Israel would consider invitation to peace talks with Palestinians: official
Israel would consider a French invitation to peace talks with the Palestinians, but believes France has made a mistake by saying it will recognise a Palestinian state if the talks fail, an Israeli government official said on Saturday.
“If and when we get an invitation to a conference, we will examine it and respond to it,” the official, who declined to be named, said in a statement.
French Foreign Minister Laurent Fabius told foreign diplomats on Friday that if the conference he proposes hit a wall, “well … in this case, we need to face our responsibilities by recognising the Palestinian state”.
The Israeli official dismissed the idea, saying: “Why would the Palestinians budge on even a comma in a conference if they already know that, without making progress, they will get what they want?”
Palestinian President Mahmoud Abbas, speaking to African leaders at a summit in Ethiopia, urged them to back France’s conference plan.
But two Israeli cabinet ministers, both allies of Prime Minister Benjamin Netanyahu, said Israel should boycott such a meeting.
“Unequivocally, Israel will not attend a conference under threat,” Transportation Minister Yisrael Katz told Channel 2 television, echoing a comment by Energy Minister Yuval Steinitz to Channel 1.
Peace efforts stalled
U.S.-led efforts to broker a “two-state solution” collapsed in 2014, and there has been no serious attempt to revive them.
Fabius has previously called for an international support group comprising Arab states, the European Union and U.N. Security Council members to put pressure on the two sides to compromise.
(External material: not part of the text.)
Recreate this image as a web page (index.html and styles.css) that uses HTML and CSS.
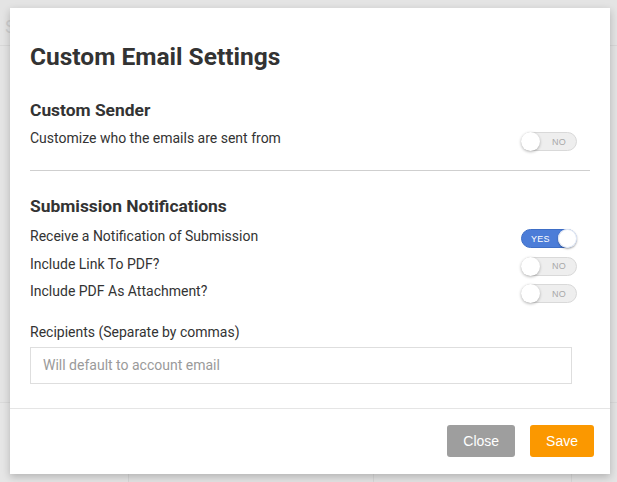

But Netanyahu has called France’s initiatives “counterproductive”.
A U.S. official responded cautiously to Fabius’s statement.
“The U.S. position on this issue has been clear. We continue to believe that the preferred path to resolve this conflict is for the parties to reach an agreement on final status issues directly,” the official said.
Despite anger in the U.S. administration over Israeli settlement building, there is little prospect of President Barack Obama supporting any initiative that could upset the U.S. Jewish lobby 10 months before an election.
U.N. Secretary-General Ban Ki-moon has called Israel’s expansion of Jewish settlements in occupied land “provocative” and said that it raises questions about its commitment to a two-state solution.
Palestine has non-member observer status at the United Nations and its flag flies with those of member states at U.N. headquarters in New York. Sweden became the first member of the European Union to recognise a Palestinian state in 2014, and several other states have followed.
Palestinians seek a state in Gaza, the West Bank and East Jerusalem, parts of which have been occupied by Israel since 1967.